Le letture di oggi sono ricche di molti spunti e io mi limito solo a due osservazioni a partire dal dialogo tra Gesù e Nicodemo. Dialogo che era cominciato con un elogio e delle domande di Nicodemo ma che finisce con una pagina, quella di oggi, dove parla solo Gesù, mentre Nicodemo pare scomparire nell’ombra.

Due aspetti mi colpiscono di questo discorso. Il primo è una affermazione che riassumo così: tutti abbiamo bisogno di essere salvati mentre nella vita facciamo l’esperienza di essere giudicati, ci sentiamo già un po’ condannati. Non è Dio che ci condanna, ma siamo noi stessi a sentirci già condannati (o a condannarci a vicenda) e dentro questa condanna che non viene da Dio capiamo quanto abbiamo bisogno di essere salvati.

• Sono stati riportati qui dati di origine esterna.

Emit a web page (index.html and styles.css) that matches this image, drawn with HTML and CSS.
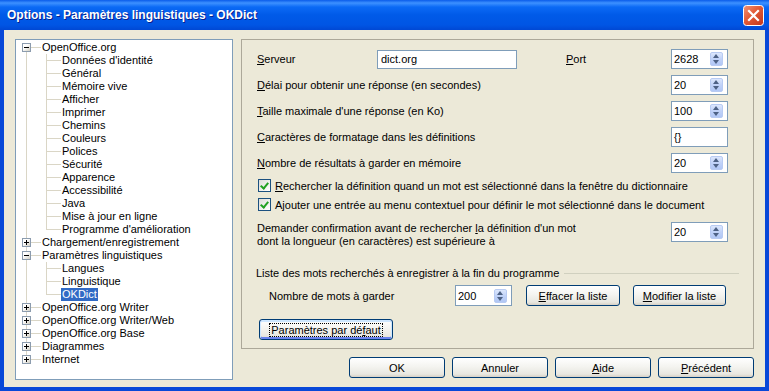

È una questione che sento molto attuale. In molte circostanze della vita ci sentiamo “condannati” o “giudicati” dagli altri e anche molto da noi stessi. Come diceva Bernanos “è facile odiarsi, più facile di quello che sembra”. Anche oggi è facile odiarsi a dispetto di molti slogan “sul volerci bene” e questo perché non sappiamo più cosa sia il vero bene per noi. Cosa è “il bene” per me?

Non è vero che abbiamo perso questo bisogno di salvezza, non è vero che ci siamo emancipati al punto da non sentire più una condanna su di noi (che per molti ragazzi oggi si chiama vergogna).
Me ne sono accorto proprio ieri sera. Tornavo a casa tardi, dopo essere andato a trovare amici, incontro in una piazzetta qui vicino un gruppo di miei studenti di quinta. Uno di questi sta diventando un musicista e ha trovato nella musica la sua passione che -come per tanti giovani artisti- è il modo e il canale per raccontarsi ed esprimersi. Ieri sera mi ha dato il testo della sua prima canzone, che già avevo sentito, ma senza riuscire a cogliere il senso delle parole.

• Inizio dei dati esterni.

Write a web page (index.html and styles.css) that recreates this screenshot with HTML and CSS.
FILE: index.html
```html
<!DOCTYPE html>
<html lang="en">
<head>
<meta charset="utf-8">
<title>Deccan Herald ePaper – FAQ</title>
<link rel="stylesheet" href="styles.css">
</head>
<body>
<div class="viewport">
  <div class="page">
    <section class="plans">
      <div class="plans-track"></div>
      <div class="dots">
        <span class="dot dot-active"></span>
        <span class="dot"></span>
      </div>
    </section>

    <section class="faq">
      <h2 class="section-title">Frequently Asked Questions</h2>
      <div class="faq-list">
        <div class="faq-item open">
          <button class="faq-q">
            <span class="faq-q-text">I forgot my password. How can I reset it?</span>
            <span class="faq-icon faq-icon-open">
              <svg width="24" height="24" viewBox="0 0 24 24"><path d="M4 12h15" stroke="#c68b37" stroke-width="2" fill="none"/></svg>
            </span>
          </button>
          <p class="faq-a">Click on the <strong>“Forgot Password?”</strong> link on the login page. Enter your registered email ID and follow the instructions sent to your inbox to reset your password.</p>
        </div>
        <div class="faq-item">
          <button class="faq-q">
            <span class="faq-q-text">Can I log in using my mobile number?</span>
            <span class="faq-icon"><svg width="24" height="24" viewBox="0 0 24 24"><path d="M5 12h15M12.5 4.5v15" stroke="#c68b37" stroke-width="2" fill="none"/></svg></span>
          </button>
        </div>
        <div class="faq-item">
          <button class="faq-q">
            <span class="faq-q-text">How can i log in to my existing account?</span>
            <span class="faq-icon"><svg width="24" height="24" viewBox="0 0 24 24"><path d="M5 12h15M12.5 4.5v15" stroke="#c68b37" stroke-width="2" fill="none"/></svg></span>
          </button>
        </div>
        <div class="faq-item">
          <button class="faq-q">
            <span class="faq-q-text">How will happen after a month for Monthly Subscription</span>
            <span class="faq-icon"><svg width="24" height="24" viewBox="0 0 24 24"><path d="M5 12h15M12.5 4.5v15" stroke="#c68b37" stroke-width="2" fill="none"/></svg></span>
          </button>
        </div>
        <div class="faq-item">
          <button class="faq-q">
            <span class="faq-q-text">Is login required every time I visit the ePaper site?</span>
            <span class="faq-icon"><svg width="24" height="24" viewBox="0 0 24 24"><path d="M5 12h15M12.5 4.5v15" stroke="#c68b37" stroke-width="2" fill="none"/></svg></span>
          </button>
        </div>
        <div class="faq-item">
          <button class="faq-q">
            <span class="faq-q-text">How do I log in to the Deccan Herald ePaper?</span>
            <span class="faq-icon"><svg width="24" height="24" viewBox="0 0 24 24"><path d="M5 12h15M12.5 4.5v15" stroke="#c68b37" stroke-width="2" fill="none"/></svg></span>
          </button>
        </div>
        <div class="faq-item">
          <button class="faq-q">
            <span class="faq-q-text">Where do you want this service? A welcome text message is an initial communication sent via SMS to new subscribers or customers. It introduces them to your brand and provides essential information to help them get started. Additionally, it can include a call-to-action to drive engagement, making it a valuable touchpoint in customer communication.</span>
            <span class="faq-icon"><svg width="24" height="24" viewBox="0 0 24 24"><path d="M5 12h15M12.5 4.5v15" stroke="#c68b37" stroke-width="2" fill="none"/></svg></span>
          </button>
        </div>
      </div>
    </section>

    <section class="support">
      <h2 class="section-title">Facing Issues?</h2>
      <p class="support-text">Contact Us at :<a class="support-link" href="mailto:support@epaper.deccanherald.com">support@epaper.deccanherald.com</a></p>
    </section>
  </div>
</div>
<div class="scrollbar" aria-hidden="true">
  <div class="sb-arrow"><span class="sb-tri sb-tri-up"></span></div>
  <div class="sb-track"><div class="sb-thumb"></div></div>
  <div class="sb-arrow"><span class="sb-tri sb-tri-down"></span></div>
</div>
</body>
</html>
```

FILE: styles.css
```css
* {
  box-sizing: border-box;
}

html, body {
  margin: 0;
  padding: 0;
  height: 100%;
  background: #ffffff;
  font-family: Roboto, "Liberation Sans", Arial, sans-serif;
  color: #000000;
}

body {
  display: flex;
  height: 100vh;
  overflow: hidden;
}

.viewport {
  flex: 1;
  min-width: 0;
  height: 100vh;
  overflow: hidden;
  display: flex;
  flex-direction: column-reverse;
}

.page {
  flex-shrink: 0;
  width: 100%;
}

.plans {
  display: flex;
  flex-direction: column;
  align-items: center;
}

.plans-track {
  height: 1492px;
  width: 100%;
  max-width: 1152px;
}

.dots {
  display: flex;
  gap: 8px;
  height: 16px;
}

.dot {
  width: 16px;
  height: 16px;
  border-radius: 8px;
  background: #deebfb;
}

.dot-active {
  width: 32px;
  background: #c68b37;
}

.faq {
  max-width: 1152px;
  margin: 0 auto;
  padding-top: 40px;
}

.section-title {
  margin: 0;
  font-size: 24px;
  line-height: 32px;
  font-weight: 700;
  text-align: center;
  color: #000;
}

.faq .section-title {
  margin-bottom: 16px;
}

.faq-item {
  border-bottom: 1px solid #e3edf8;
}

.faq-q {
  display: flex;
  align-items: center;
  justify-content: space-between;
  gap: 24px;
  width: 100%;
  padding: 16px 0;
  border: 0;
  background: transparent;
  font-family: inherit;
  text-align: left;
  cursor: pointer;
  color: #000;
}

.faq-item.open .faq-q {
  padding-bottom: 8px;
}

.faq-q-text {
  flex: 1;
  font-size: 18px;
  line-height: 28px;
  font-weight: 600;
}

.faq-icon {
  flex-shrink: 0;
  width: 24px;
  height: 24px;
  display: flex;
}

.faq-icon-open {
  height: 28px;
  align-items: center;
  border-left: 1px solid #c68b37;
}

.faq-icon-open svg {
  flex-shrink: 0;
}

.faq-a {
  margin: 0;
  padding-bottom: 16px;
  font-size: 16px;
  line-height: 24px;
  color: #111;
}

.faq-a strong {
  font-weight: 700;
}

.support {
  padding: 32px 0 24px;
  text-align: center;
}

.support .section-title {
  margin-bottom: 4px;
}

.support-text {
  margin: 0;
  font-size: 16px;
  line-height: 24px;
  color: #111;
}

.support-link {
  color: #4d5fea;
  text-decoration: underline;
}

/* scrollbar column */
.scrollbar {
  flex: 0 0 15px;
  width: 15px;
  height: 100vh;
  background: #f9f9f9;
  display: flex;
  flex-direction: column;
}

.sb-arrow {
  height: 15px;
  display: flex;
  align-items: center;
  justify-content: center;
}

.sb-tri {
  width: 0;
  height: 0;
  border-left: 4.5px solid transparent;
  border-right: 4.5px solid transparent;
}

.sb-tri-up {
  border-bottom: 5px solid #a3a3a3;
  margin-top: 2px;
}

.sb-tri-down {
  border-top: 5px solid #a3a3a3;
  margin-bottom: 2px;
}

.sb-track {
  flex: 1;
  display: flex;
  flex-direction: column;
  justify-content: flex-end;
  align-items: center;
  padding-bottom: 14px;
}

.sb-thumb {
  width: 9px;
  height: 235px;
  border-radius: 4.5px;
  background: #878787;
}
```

Cosa dice questa canzone di un ragazzo? Ieri sera mi sono accorto che dice un grande bisogno di amicizia, di distaccarsi da una società che ti “giudica a seconda del prezzo” che è finta e “di plastica” e insieme a questo il bisogno di superare delle ferite e una propria immagine di sé: una ragazza da dimenticare, delle bugie che si dicono perché non si ha il coraggio di guardarsi allo specchio. In altre parole, credo, proprio un grande bisogno di salvezza a fronte di molti giudizi di condanna.
Ieri sera, leggendo questa canzone ho capito che in tutti c’è il desiderio di Vangelo, ma Vangelo in senso letterale del termine: buona notizia, bisogno di essere salvati, di scoprire che vale la pena, di non sentirsi condannati. Magari espressa attraverso un’alternativa ai costumi sociali o attraverso il semplice desiderio di un amico. Perché è facile sentire su di sé un giudizio, è facile sentire le tenebre (per dirla con il Vangelo di Giovanni). È facile odiarsi; ancora oggi.

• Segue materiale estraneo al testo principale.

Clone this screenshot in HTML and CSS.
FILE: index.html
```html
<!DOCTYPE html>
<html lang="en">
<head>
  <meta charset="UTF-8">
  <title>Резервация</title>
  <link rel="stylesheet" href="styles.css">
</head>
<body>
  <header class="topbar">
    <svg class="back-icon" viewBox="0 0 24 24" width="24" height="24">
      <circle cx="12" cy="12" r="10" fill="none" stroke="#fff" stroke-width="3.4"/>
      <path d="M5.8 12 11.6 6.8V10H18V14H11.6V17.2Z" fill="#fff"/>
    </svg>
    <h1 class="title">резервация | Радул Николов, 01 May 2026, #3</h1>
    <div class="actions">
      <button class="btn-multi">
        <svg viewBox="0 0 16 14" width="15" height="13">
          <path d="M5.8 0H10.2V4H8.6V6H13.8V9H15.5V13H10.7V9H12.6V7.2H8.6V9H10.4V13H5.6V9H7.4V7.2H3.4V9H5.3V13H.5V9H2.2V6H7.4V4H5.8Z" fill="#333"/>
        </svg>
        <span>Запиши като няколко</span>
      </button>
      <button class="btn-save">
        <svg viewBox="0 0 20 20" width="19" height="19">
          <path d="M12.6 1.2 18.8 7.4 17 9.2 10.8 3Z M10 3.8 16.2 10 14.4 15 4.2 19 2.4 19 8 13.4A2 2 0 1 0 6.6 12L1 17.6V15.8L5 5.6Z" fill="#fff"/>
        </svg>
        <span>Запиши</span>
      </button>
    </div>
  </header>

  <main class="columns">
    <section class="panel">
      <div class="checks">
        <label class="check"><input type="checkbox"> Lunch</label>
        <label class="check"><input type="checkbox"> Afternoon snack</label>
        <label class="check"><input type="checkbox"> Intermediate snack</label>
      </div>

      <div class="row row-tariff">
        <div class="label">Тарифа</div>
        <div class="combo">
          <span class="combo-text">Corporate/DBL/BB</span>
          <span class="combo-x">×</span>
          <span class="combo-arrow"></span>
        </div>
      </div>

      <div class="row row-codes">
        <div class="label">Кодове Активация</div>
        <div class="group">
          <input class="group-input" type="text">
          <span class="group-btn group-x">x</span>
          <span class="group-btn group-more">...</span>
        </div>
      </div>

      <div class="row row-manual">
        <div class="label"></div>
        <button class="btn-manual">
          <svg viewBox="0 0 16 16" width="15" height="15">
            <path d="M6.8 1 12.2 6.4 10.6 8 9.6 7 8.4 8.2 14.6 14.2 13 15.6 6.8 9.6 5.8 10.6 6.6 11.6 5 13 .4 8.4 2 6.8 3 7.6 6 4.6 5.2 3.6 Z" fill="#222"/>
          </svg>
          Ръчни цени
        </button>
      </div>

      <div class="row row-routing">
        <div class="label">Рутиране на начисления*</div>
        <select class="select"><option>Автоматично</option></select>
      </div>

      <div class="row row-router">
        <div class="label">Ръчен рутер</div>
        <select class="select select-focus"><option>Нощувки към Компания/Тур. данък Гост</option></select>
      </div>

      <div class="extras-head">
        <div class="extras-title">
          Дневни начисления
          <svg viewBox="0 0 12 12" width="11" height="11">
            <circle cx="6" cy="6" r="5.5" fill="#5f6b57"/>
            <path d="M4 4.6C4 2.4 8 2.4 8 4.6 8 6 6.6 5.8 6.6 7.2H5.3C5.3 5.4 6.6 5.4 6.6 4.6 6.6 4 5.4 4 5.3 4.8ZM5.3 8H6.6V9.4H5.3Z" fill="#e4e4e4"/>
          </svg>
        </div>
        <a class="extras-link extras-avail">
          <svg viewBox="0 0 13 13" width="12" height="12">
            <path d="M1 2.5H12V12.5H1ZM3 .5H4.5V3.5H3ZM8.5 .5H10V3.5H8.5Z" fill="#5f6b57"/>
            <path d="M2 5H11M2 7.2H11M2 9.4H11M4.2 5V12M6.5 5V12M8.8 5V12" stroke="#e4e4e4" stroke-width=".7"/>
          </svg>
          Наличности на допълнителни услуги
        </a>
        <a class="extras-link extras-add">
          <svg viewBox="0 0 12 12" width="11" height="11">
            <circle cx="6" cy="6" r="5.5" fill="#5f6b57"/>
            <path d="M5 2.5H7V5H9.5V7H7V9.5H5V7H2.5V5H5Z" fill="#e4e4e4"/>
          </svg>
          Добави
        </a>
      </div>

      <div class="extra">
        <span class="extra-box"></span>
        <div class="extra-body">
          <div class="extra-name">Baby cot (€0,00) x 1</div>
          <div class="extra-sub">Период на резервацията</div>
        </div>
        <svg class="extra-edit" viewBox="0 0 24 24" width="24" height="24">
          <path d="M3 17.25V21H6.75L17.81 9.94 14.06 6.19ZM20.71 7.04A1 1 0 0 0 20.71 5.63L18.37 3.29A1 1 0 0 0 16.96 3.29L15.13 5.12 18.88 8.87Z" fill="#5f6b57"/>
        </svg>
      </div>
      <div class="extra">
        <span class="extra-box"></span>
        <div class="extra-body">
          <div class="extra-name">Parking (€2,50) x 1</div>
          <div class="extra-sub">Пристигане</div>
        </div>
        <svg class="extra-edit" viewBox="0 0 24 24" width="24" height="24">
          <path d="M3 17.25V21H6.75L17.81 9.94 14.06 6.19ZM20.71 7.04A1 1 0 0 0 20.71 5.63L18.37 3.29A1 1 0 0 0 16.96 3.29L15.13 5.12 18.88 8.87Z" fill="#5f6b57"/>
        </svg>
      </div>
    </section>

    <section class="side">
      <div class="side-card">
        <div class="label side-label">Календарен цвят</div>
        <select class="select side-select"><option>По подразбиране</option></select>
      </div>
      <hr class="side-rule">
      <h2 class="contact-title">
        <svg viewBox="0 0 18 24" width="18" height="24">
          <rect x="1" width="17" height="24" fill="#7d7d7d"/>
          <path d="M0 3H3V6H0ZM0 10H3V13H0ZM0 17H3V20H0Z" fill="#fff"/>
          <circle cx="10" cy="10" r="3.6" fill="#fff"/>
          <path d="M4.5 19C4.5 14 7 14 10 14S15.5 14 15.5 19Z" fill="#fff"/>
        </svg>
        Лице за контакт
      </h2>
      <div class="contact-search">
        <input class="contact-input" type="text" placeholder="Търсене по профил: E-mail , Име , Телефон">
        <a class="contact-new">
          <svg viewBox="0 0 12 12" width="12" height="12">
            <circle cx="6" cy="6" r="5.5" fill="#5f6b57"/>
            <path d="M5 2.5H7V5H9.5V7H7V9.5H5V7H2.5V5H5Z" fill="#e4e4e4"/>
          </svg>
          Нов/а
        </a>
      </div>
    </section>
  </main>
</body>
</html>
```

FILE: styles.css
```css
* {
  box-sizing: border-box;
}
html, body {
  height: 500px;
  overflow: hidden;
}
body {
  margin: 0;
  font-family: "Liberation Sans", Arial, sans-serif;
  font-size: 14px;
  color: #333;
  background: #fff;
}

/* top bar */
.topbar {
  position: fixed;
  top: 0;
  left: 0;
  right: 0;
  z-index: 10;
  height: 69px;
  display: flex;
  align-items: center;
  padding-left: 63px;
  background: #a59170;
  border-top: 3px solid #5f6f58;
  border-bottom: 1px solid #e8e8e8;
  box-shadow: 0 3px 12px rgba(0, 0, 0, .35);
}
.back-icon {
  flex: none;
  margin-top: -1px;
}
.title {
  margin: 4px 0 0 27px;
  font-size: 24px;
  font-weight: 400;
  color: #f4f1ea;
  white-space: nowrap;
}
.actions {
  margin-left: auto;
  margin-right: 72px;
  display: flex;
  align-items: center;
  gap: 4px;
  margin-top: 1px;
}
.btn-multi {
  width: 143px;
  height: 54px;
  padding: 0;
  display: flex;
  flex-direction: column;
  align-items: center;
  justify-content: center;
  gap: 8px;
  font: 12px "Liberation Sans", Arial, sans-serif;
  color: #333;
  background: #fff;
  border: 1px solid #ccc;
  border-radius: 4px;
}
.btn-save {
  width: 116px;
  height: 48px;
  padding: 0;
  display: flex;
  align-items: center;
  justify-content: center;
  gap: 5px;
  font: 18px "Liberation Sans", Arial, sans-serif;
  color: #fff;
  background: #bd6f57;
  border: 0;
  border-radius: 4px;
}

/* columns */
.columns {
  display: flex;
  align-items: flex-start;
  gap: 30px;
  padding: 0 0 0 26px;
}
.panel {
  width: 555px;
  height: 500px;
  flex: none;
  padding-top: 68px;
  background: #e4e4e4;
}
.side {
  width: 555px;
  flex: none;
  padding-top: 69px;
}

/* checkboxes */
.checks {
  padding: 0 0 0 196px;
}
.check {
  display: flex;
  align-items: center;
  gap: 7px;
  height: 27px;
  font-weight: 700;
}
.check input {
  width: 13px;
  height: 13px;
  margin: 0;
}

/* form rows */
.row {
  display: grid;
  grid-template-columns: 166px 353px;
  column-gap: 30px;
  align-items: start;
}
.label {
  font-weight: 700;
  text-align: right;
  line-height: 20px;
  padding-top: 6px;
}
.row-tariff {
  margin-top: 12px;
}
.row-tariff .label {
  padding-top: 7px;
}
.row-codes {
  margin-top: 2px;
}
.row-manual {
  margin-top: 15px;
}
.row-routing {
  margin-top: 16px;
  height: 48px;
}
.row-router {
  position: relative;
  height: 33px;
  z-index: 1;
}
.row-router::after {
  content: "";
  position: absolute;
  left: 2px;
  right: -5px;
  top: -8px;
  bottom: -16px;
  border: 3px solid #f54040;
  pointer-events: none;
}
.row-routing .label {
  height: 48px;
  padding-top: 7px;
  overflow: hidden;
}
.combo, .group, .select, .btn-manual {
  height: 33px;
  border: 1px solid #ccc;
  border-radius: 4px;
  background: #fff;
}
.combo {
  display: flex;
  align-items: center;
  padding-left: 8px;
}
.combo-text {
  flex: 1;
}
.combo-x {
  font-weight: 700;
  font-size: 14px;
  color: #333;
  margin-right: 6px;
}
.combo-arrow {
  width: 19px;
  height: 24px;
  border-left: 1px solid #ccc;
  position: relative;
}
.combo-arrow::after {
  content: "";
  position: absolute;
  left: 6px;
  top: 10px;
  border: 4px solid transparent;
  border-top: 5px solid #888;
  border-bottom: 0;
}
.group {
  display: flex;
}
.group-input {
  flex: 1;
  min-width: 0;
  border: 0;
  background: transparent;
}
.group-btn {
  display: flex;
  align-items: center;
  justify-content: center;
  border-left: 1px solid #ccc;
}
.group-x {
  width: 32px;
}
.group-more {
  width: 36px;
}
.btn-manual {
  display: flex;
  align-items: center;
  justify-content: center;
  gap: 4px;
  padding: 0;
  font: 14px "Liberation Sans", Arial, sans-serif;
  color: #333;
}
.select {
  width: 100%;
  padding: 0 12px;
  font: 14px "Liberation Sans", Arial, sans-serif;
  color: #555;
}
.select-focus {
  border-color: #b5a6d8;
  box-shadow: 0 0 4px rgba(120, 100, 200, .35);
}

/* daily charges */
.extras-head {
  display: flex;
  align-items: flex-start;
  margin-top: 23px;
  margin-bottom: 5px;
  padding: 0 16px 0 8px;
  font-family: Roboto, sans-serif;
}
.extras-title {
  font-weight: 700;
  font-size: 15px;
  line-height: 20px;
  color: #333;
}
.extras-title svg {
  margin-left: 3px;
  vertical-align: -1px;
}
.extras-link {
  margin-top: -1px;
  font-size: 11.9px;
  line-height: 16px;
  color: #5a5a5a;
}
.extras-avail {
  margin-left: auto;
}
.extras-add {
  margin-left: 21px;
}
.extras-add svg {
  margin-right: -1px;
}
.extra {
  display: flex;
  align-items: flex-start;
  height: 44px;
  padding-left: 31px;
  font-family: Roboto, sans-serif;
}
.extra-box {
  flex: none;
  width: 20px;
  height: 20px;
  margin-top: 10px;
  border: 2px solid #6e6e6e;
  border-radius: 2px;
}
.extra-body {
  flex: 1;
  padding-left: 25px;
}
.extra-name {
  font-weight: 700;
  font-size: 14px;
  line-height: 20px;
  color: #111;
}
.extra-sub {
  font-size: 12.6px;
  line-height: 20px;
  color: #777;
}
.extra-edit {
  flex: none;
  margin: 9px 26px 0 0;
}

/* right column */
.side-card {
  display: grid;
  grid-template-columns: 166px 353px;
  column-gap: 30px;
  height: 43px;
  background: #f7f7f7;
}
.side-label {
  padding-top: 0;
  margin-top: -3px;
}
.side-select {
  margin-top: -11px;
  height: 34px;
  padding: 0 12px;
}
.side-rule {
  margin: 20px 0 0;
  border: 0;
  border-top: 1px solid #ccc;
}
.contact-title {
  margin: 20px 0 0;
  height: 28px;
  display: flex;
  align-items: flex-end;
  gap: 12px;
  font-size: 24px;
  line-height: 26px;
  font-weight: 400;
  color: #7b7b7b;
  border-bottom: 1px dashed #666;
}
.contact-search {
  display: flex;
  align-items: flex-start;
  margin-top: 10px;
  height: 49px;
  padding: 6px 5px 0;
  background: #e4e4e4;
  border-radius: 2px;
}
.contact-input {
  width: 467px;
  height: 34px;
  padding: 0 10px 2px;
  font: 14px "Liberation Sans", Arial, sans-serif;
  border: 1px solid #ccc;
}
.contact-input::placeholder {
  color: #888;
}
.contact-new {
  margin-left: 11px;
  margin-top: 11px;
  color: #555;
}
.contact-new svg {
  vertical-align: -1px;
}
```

La seconda riflessione è questa. Se questo bisogno di salvezza è ancora forte (soprattutto prima di diventare adulti), quello che è più difficile è pensare che Dio abbia a che fare con questo.
Che il Dio che fa esistere questo mondo e la nostra vita non sia spettatore neutro o misterioso, ma prenda posizione, agisca, si arrabbi e addirittura ami. È difficile crederlo sia perché non lo si conosce, sia perché è davvero una scoperta inarrivabile nella vita. Arrivare alla certezza che il nostro Dio ama e prende parte lo sento come il dono più bello che un uomo possa ricevere nel suo lungo cammino della vita. Averne la certezza, ti cambia la vita.  
Dio ha tanto amato il mondo… riuscire a capire questo “tanto”. Riuscire a cogliere che sotto le “tenebre” delle quali siamo e delle quali siamo anche in gran parte responsabili, c’è una alternativa che viene proprio da Dio. Scoprire che la legge della vita, dell’essere, della nostra felicità, non è il “giudizio” (su noi o sugli altri), ma è quel “tanto” per il quale siamo disposti ad amare e a saper perdere anche ciò che riteniamo più prezioso di noi.